Jesus warned His disciples to be discerning. Evaluate people appropriately. Judge the situations carefully. In its context, these people are those who have rejected the message of the Kingdom of God. So, in your zeal, do not always assume that the best thing to do is to keep preaching the gospel to them. You offer them the “pearl.” Instead of showing appreciation, they may turn around to attack – mock and ridicule – you.
This principle also applies to life in general; not just to spiritual things. Do not always assume that everyone will be appreciative of your kindness, both in intention and gesture. Be wise and discerning. Learn to make decisions, which are appropriate and fitting for the situations and people with whom you are dealing.
King Solomon put it this way: “Answer not a fool according to his folly, lest you be like him yourself. Answer a fool according to his folly, lest he be wise in his own eyes” (Proverbs 26:4-5).
This is a fascinating piece of advice. At first glance, what Solomon said seems somewhat contradictory and confusing. However, on deeper reflection, you would realise that there is much wisdom in this proverb.
Sometimes, you refrain from answering the fool – the equivalence of dogs and pigs in Jesus’ comments – because it is pointless. Either they cannot understand your sound reasoning, or they refuse to consider your point of view. A fool is not necessarily a stupid person, but one who thinks that he is smarter than everyone else, and therefore, he is always right. To get into a protracted discussion with a fool is a waste of time. It will be silly of you to do so.
However, sometimes, you do not have much choice but to engage the fool because failure to do so may cause collateral damage. People around may be adversely and negatively influenced. In such instances, you have to handle the matter firmly and decisively. That is the reason Jesus often engaged the scribes and Pharisees in debates, unpleasant as they were.
The apostle, Paul, found himself in such a situation once with the Corinthians. They had written to him arguing that it was permissive to eat food, which had been offered to idols. You can find Paul’s lengthy response in I Corinthians chapter 8, 9 and 10. The Corinthians boasted that “all of us possess knowledge” (1 Corinthians 8:1). They claimed that they were just as knowledgeable as Paul. How did Paul respond to their cockiness? He said, “This ‘knowledge’ puffs up… If anyone imagines that he knows something, he does not yet know as he ought to know” (1 Corinthians 8:1b-2). Essentially, Paul was telling the Corinthians not to be wise in their own eyes because they were not as knowledgeable as they presumed.

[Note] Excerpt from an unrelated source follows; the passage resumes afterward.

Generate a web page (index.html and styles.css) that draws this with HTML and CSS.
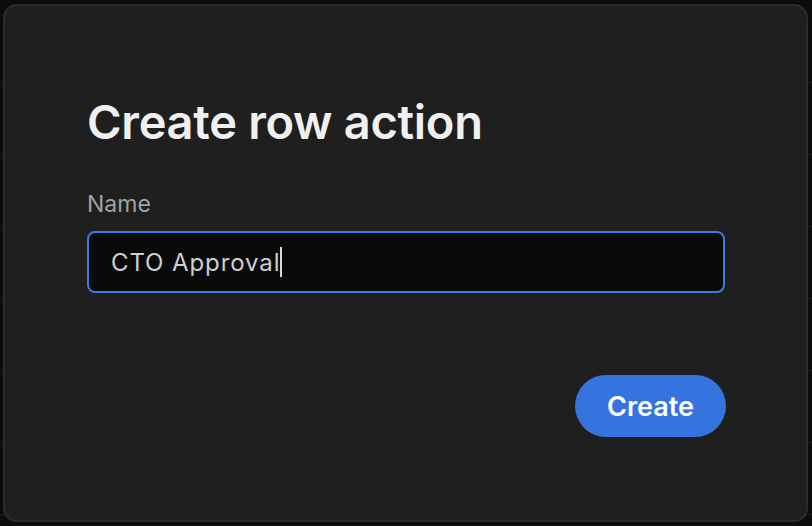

In the minds of many Christians, the matter of food offered to idols is such a small matter. So, why make a fuss of it? I suppose that is also the mindset of the Corinthians. However, Paul thinks otherwise. He engages in this debate because it is a serious matter concerning worship. The central issue is who are you worshipping – God or the demons? Paul forbids eating food offered to idols – you cannot drink the cup of the Lord and the cup of demons. You cannot partake of the table of the Lord and the table of demons (1 Corinthians 10:14-22). This is probably one of the reasons when giving instruction on the Holy Communion, Paul said: For anyone who eats and drinks without discerning the body eats and drinks judgement on himself ((1 Corinthians 11:29). This is a serious matter.
So, whether to respond to a fool or not is situational. You need wisdom and discernment. Bear in mind also that in evaluating people and judging situations, you must exercise discernment without being hypocritical and judgemental. We judge with discernment while at the same time holding to a merciful and forgiving posture. In doing so, we practise love without being naively accepting and discernment without being judgemental and condemning.
May our Lord Jesus grant you a wise and discerning heart!